§ **Set exercise**
Repeat every line exactly, keeping the pictures out of the copy.

§ **Given data**
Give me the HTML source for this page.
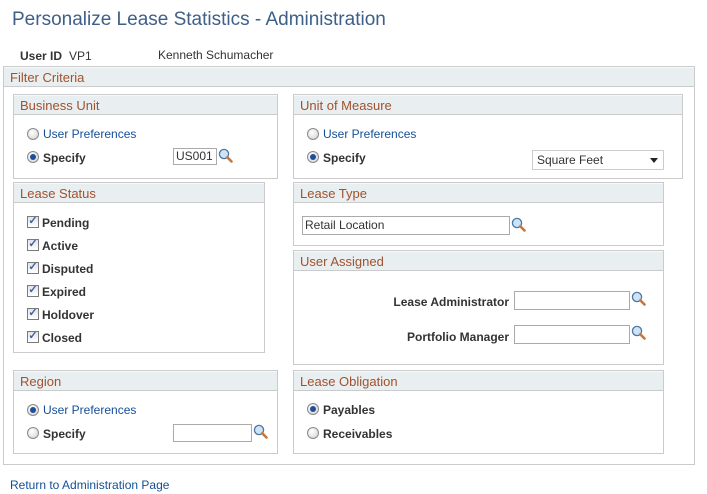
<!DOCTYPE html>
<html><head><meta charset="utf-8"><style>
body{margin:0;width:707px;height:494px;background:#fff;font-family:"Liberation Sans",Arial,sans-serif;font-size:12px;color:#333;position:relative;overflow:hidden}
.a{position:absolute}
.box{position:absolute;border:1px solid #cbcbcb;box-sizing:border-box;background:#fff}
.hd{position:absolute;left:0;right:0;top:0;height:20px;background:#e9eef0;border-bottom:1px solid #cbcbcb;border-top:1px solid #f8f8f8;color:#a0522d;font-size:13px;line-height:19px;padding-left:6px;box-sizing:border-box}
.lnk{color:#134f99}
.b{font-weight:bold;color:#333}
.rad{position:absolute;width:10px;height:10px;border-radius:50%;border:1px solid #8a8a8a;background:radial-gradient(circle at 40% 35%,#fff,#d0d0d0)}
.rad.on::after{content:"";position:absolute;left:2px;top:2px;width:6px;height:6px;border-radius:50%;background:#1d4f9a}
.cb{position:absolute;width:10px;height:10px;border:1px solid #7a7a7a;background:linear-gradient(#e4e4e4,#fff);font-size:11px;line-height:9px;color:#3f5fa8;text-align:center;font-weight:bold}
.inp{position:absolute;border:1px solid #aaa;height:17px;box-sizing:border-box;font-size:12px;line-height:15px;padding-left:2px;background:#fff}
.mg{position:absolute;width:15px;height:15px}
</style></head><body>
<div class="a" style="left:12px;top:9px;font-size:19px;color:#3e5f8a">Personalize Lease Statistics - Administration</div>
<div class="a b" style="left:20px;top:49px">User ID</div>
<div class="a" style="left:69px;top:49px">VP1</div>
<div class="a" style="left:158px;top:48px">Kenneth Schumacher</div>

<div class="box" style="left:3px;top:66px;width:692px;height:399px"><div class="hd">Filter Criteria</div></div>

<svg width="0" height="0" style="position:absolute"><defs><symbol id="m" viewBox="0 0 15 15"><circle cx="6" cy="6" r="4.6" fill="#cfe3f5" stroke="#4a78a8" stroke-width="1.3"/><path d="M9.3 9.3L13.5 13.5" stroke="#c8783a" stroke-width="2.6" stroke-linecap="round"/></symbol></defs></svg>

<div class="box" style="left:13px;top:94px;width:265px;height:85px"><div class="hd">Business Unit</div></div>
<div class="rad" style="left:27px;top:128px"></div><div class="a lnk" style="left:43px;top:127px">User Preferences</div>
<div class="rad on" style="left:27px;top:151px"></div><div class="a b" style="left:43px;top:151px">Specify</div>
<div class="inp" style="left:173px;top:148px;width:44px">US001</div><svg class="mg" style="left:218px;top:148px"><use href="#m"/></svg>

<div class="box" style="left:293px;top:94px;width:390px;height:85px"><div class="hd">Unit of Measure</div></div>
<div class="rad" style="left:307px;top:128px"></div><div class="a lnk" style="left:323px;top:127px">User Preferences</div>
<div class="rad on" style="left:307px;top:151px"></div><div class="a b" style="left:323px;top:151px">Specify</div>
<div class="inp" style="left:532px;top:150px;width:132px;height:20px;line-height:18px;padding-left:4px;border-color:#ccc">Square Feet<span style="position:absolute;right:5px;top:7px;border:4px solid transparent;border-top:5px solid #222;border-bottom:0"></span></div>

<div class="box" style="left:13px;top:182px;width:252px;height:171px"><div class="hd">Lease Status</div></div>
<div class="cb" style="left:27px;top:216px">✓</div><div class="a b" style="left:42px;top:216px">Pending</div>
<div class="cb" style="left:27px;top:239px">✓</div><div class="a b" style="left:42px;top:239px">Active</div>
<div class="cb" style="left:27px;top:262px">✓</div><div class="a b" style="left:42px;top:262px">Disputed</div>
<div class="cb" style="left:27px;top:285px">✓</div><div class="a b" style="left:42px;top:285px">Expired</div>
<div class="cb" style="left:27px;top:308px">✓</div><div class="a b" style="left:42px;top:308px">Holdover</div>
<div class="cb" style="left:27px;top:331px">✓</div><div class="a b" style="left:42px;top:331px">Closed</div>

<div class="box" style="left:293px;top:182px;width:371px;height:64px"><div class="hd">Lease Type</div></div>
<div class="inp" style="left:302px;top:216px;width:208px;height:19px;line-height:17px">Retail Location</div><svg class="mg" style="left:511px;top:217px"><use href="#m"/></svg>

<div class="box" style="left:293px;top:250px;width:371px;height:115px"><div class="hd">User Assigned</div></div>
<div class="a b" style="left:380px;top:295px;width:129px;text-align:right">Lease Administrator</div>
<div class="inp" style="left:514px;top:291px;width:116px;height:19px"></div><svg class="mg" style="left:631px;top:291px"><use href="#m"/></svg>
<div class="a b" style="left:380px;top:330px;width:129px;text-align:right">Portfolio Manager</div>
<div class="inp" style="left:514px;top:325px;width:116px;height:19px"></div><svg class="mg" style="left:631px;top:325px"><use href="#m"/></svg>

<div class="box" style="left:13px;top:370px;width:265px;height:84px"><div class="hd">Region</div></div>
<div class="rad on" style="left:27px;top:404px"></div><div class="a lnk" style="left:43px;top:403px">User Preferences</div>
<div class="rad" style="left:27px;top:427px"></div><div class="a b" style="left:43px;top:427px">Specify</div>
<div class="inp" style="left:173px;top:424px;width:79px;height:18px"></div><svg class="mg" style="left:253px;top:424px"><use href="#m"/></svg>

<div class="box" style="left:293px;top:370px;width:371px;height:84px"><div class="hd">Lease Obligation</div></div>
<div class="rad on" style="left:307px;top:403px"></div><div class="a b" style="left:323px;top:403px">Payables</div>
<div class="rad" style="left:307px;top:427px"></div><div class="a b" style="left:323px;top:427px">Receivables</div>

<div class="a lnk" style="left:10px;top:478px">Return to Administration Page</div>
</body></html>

§ **Completed exercise**
Give me the HTML source for this page.
<!DOCTYPE html>
<html><head><meta charset="utf-8"><style>
body{margin:0;width:707px;height:494px;background:#fff;font-family:"Liberation Sans",Arial,sans-serif;font-size:12px;color:#333;position:relative;overflow:hidden}
.a{position:absolute}
.box{position:absolute;border:1px solid #cbcbcb;box-sizing:border-box;background:#fff}
.hd{position:absolute;left:0;right:0;top:0;height:20px;background:#e9eef0;border-bottom:1px solid #cbcbcb;border-top:1px solid #f8f8f8;color:#a0522d;font-size:13px;line-height:19px;padding-left:6px;box-sizing:border-box}
.lnk{color:#134f99}
.b{font-weight:bold;color:#333}
.rad{position:absolute;width:10px;height:10px;border-radius:50%;border:1px solid #8a8a8a;background:radial-gradient(circle at 40% 35%,#fff,#d0d0d0)}
.rad.on::after{content:"";position:absolute;left:2px;top:2px;width:6px;height:6px;border-radius:50%;background:#1d4f9a}
.cb{position:absolute;width:10px;height:10px;border:1px solid #7a7a7a;background:linear-gradient(#e4e4e4,#fff);font-size:11px;line-height:9px;color:#3f5fa8;text-align:center;font-weight:bold}
.inp{position:absolute;border:1px solid #aaa;height:17px;box-sizing:border-box;font-size:12px;line-height:15px;padding-left:2px;background:#fff}
.mg{position:absolute;width:15px;height:15px}
</style></head><body>
<div class="a" style="left:12px;top:9px;font-size:19px;color:#3e5f8a">Personalize Lease Statistics - Administration</div>
<div class="a b" style="left:20px;top:49px">User ID</div>
<div class="a" style="left:69px;top:49px">VP1</div>
<div class="a" style="left:158px;top:48px">Kenneth Schumacher</div>

<div class="box" style="left:3px;top:66px;width:692px;height:399px"><div class="hd">Filter Criteria</div></div>

<svg width="0" height="0" style="position:absolute"><defs><symbol id="m" viewBox="0 0 15 15"><circle cx="6" cy="6" r="4.6" fill="#cfe3f5" stroke="#4a78a8" stroke-width="1.3"/><path d="M9.3 9.3L13.5 13.5" stroke="#c8783a" stroke-width="2.6" stroke-linecap="round"/></symbol></defs></svg>

<div class="box" style="left:13px;top:94px;width:265px;height:85px"><div class="hd">Business Unit</div></div>
<div class="rad" style="left:27px;top:128px"></div><div class="a lnk" style="left:43px;top:127px">User Preferences</div>
<div class="rad on" style="left:27px;top:151px"></div><div class="a b" style="left:43px;top:151px">Specify</div>
<div class="inp" style="left:173px;top:148px;width:44px">US001</div><svg class="mg" style="left:218px;top:148px"><use href="#m"/></svg>

<div class="box" style="left:293px;top:94px;width:390px;height:85px"><div class="hd">Unit of Measure</div></div>
<div class="rad" style="left:307px;top:128px"></div><div class="a lnk" style="left:323px;top:127px">User Preferences</div>
<div class="rad on" style="left:307px;top:151px"></div><div class="a b" style="left:323px;top:151px">Specify</div>
<div class="inp" style="left:532px;top:150px;width:132px;height:20px;line-height:18px;padding-left:4px;border-color:#ccc">Square Feet<span style="position:absolute;right:5px;top:7px;border:4px solid transparent;border-top:5px solid #222;border-bottom:0"></span></div>

<div class="box" style="left:13px;top:182px;width:252px;height:171px"><div class="hd">Lease Status</div></div>
<div class="cb" style="left:27px;top:216px">✓</div><div class="a b" style="left:42px;top:216px">Pending</div>
<div class="cb" style="left:27px;top:239px">✓</div><div class="a b" style="left:42px;top:239px">Active</div>
<div class="cb" style="left:27px;top:262px">✓</div><div class="a b" style="left:42px;top:262px">Disputed</div>
<div class="cb" style="left:27px;top:285px">✓</div><div class="a b" style="left:42px;top:285px">Expired</div>
<div class="cb" style="left:27px;top:308px">✓</div><div class="a b" style="left:42px;top:308px">Holdover</div>
<div class="cb" style="left:27px;top:331px">✓</div><div class="a b" style="left:42px;top:331px">Closed</div>

<div class="box" style="left:293px;top:182px;width:371px;height:64px"><div class="hd">Lease Type</div></div>
<div class="inp" style="left:302px;top:216px;width:208px;height:19px;line-height:17px">Retail Location</div><svg class="mg" style="left:511px;top:217px"><use href="#m"/></svg>

<div class="box" style="left:293px;top:250px;width:371px;height:115px"><div class="hd">User Assigned</div></div>
<div class="a b" style="left:380px;top:295px;width:129px;text-align:right">Lease Administrator</div>
<div class="inp" style="left:514px;top:291px;width:116px;height:19px"></div><svg class="mg" style="left:631px;top:291px"><use href="#m"/></svg>
<div class="a b" style="left:380px;top:330px;width:129px;text-align:right">Portfolio Manager</div>
<div class="inp" style="left:514px;top:325px;width:116px;height:19px"></div><svg class="mg" style="left:631px;top:325px"><use href="#m"/></svg>

<div class="box" style="left:13px;top:370px;width:265px;height:84px"><div class="hd">Region</div></div>
<div class="rad on" style="left:27px;top:404px"></div><div class="a lnk" style="left:43px;top:403px">User Preferences</div>
<div class="rad" style="left:27px;top:427px"></div><div class="a b" style="left:43px;top:427px">Specify</div>
<div class="inp" style="left:173px;top:424px;width:79px;height:18px"></div><svg class="mg" style="left:253px;top:424px"><use href="#m"/></svg>

<div class="box" style="left:293px;top:370px;width:371px;height:84px"><div class="hd">Lease Obligation</div></div>
<div class="rad on" style="left:307px;top:403px"></div><div class="a b" style="left:323px;top:403px">Payables</div>
<div class="rad" style="left:307px;top:427px"></div><div class="a b" style="left:323px;top:427px">Receivables</div>

<div class="a lnk" style="left:10px;top:478px">Return to Administration Page</div>
</body></html>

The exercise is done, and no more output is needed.